So here we are, version three. Poe is a fairly lightweight base theme, customised to fit my needs. I use heavy webP compression for image and are thinking about reducing colours with dithering + switching to AVIF.
Challenges & Solutions
This site is primarily a representation of me and my side hustles (primarily layout/photo/video). As such, It must a) look professional to some degree and b) include some of my work. That’s inherently some heavy media. For a while I just slapped heavy webP compression on all things, but if media should look good on big, high res screens, there’s a minimum resolution of 1440p and a cap on how far you can drive compression.
A few days ago, I stumbled upon dithering again. And that’s where it hit me: with dithering, you can reduce the color depth and resolutions of images heavily, yet they still look artsy! While not a solution for my portfolio page, it certainly is one for the rest of the site. And while AVIF is incredibly good on full color photos, webP lossless outperforms AVIF by far in my setting: 720p images between two and four different colours. My pipeline generates images with an average size of 35KB. The previous solution, full color 1440p webP, averages on 72KB per image. That is incredible itself, but still double the size.

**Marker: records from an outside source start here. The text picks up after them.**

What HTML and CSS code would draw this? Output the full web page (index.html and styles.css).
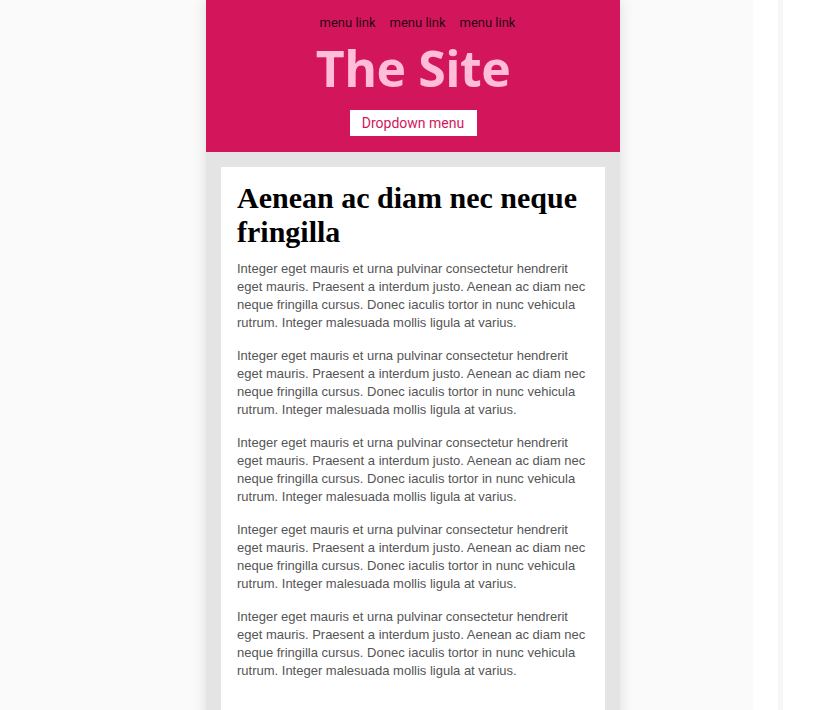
FILE: index.html
```html
<!DOCTYPE html>
<html lang="en">
<head>
<meta charset="utf-8">
<title>The Site</title>
<link rel="stylesheet" href="styles.css">
</head>
<body>
<div class="stage">
  <div class="canvas">
    <div class="phone">
      <header class="site-header">
        <nav class="menu">
          <a href="#">menu link</a>
          <a href="#">menu link</a>
          <a href="#">menu link</a>
        </nav>
        <h1 class="site-title">The Site</h1>
        <button class="dropdown">Dropdown menu</button>
      </header>
      <main class="content">
        <article class="card">
          <h2>Aenean ac diam nec neque fringilla</h2>
          <p>Integer eget mauris et urna pulvinar consectetur hendrerit eget mauris. Praesent a interdum justo. Aenean ac diam nec neque fringilla cursus. Donec iaculis tortor in nunc vehicula rutrum. Integer malesuada mollis ligula at varius.</p>
          <p>Integer eget mauris et urna pulvinar consectetur hendrerit eget mauris. Praesent a interdum justo. Aenean ac diam nec neque fringilla cursus. Donec iaculis tortor in nunc vehicula rutrum. Integer malesuada mollis ligula at varius.</p>
          <p>Integer eget mauris et urna pulvinar consectetur hendrerit eget mauris. Praesent a interdum justo. Aenean ac diam nec neque fringilla cursus. Donec iaculis tortor in nunc vehicula rutrum. Integer malesuada mollis ligula at varius.</p>
          <p>Integer eget mauris et urna pulvinar consectetur hendrerit eget mauris. Praesent a interdum justo. Aenean ac diam nec neque fringilla cursus. Donec iaculis tortor in nunc vehicula rutrum. Integer malesuada mollis ligula at varius.</p>
          <p>Integer eget mauris et urna pulvinar consectetur hendrerit eget mauris. Praesent a interdum justo. Aenean ac diam nec neque fringilla cursus. Donec iaculis tortor in nunc vehicula rutrum. Integer malesuada mollis ligula at varius.</p>
        </article>
      </main>
    </div>
  </div>
  <div class="gutter"></div>
  <div class="divider"></div>
  <div class="rest"></div>
</div>
</body>
</html>
```

FILE: styles.css
```css
html, body {
  margin: 0;
  padding: 0;
  height: 100%;
  overflow: hidden;
}
body {
  background: #ffffff;
}
.stage {
  display: flex;
  height: 710px;
}
.canvas {
  width: 753px;
  flex: none;
  background: #fafafa;
  padding-left: 206px;
  box-sizing: border-box;
  overflow: hidden;
}
.gutter {
  width: 25px;
  flex: none;
  background: #ffffff;
}
.divider {
  width: 5px;
  flex: none;
  background: #f7f7f7;
}
.rest {
  flex: 1;
  background: #ffffff;
}
.phone {
  width: 414px;
  height: 760px;
  background: #e4e4e4;
  box-shadow: 0 0 14px rgba(0, 0, 0, 0.12);
}
.site-header {
  background: #d3165b;
  height: 152px;
  box-sizing: border-box;
  padding-top: 15px;
  display: flex;
  flex-direction: column;
  align-items: center;
}
.menu {
  display: flex;
  gap: 14px;
  padding-left: 9px;
  font-family: Roboto, "Liberation Sans", sans-serif;
  font-size: 13px;
  line-height: 16px;
}
.menu a {
  color: rgba(0, 0, 0, 0.85);
  text-decoration: none;
}
.site-title {
  margin: 7px 0 0;
  font-family: "Open Sans", "Liberation Sans", sans-serif;
  font-weight: 700;
  font-size: 50px;
  line-height: 60px;
  color: #ffbdd9;
  letter-spacing: -0.5px;
}
.dropdown {
  margin-top: 12px;
  border: 0;
  background: #ffffff;
  color: #d3165b;
  font-family: Roboto, "Liberation Sans", sans-serif;
  font-size: 14px;
  height: 26px;
  width: 127px;
  padding: 0;
  cursor: pointer;
}
.content {
  padding: 15px 15px 0;
}
.card {
  background: #ffffff;
  padding: 14px 16px 20px;
  min-height: 600px;
}
.card h2 {
  margin: 0 0 11px;
  font-family: "Liberation Serif", "Times New Roman", serif;
  font-weight: 700;
  font-size: 30px;
  line-height: 34px;
  color: #000000;
}
.card p {
  margin: 0 0 15px;
  font-family: "Liberation Sans", Arial, sans-serif;
  font-size: 13px;
  line-height: 18px;
  color: #555555;
}
```
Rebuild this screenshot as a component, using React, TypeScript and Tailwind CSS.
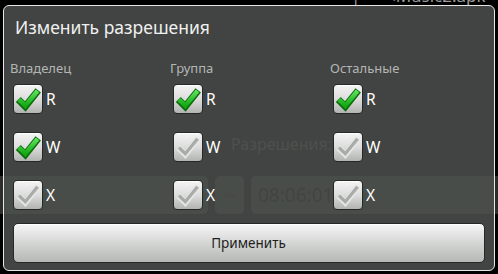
import React from "react";

const Check: React.FC<{ on: boolean }> = ({ on }) => (
  <span className="w-[30px] h-[30px] shrink-0 rounded-[4px] border border-[#262826] bg-linear-to-b from-[#f4f4f4] via-[#dcdddc] to-[#b2b4b2] flex items-center justify-center shadow-[inset_0_1px_0_#ffffff]">
    <svg width="28" height="28" viewBox="0 0 26 26" className="-mt-[1px]">
      {on ? (
        <>
          <defs>
            <linearGradient id="g" x1="0" y1="0" x2="0" y2="1">
              <stop offset="0" stopColor="#5fe05f" />
              <stop offset="1" stopColor="#14a814" />
            </linearGradient>
          </defs>
          <path d="M4 13.5 L10.5 20 L22.5 5" fill="none" stroke="#0b6e0b" strokeWidth="6.5" strokeLinejoin="miter" strokeLinecap="butt" />
          <path d="M4.6 13.5 L10.5 19.2 L21.9 5.4" fill="none" stroke="url(#g)" strokeWidth="4.2" strokeLinejoin="miter" strokeLinecap="butt" />
        </>
      ) : (
        <>
          <path d="M4 13.5 L10.5 20 L22.5 5" fill="none" stroke="#e4e5e4" strokeWidth="5.5" />
          <path d="M4.6 13.5 L10.5 19.2 L21.9 5.4" fill="none" stroke="#a9aba9" strokeWidth="3" />
        </>
      )}
    </svg>
  </span>
);

const columns = [
  { title: "Владелец", r: true, w: true, x: false },
  { title: "Группа", r: true, w: false, x: false },
  { title: "Остальные", r: true, w: false, x: false },
];

const App: React.FC = () => {
  return (
    <div className="relative w-[498px] h-[274px] bg-black overflow-hidden font-['Noto_Sans','DejaVu_Sans',sans-serif]">
      {/* app behind the dialog */}
      <div className="flex flex-col h-full">
        <div className="h-[5px] overflow-hidden flex text-[#9a9a9a] text-[17px] leading-[18px]">
          <span className="-mt-[13px] ml-[351px]">|</span>
          <span className="-mt-[13px] ml-[30px]">‹Music2.apk</span>
        </div>
        <div className="h-[124px]" />
        <div className="h-[30px] flex items-center pl-[231px] text-[16px] text-[#3e3f3e]">
          Разрешения:
        </div>
        <div className="h-[17px]" />
        <div className="h-[38px] flex gap-[7px]">
          <div className="w-[208px] rounded-r-[5px] bg-[#2c2d2c]" />
          <div className="w-[29px] rounded-[5px] bg-[#2c2d2c] flex items-center justify-center text-[11px] text-[#111]">
            &gt;&gt;
          </div>
          <div className="flex-1 rounded-l-[5px] bg-[#2c2d2c] flex items-center pl-[7px] text-[19px] text-black">
            08:06:01
          </div>
        </div>
      </div>

      {/* dialog */}
      <div className="absolute left-[3px] top-[5px] w-[492px] h-[266px] rounded-[6px] border-[1.5px] border-[#e6e6e6] bg-[rgba(81,85,82,0.8)] flex flex-col">
        <div className="pt-[9px] pl-[11px] text-[17.5px] leading-[24px] text-[#f0f0f0]">
          Изменить разрешения
        </div>
        <div className="mt-[21px] ml-[6px] grid grid-cols-[160px_160px_160px]">
          {columns.map((c) => (
            <div key={c.title} className="flex flex-col">
              <div className="text-[13px] leading-[16px] text-[#b4b6b4]">{c.title}</div>
              <div className="mt-[8px] ml-[3px] flex flex-col gap-[18px]">
                {(
                  [
                    ["R", c.r],
                    ["W", c.w],
                    ["X", c.x],
                  ] as [string, boolean][]
                ).map(([l, on]) => (
                  <div key={l} className="flex items-center gap-[3px]">
                    <Check on={on} />
                    <span className="text-[15.5px] leading-[20px] text-white">{l}</span>
                  </div>
                ))}
              </div>
            </div>
          ))}
        </div>
        <button className="mt-[13px] ml-[8.5px] w-[472px] h-[40px] rounded-[5px] border border-[#262826] bg-linear-to-b from-[#f6f6f6] via-[#d4d6d4] to-[#b6b8b6] shadow-[inset_0_1px_0_#ffffff] text-[13.5px] text-[#1e1e1e]">
          Применить
        </button>
      </div>
    </div>
  );
};

export default App;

One unsolved solution remains: I haven’t found an automated/scriptable way of dithering + lossless webP compression that satisfies me visually and in file size. For now, it means manually loading the file in dither studio, renaming them locally afterwards. WebP Express takes care of compression right on upload.
While I was tinkering with the site, I switched from a standard php cache to Super Cache with just a few nginx rules. The site is now incredibly fast with near instant subsequent page loads.
Emissions
In its current state my site emits roughly 0.19g of CO2 per visit. With my average 260 monthly visitors, that amounts to roughly 0.6kg of CO2 per year2. Website carbon offers some comparisons: that’s roughly as much CO2 as…
- boiling water for 82 cups of tea
- 131 full charges of an average smartphone
- driving an electric car for 10km
That’s pretty good! I probably waste more energy making coffee alone. For comparison: the low tech magazine would emit3 roughly 0.13g of CO2 per visit. That’s pretty close to the gold standard!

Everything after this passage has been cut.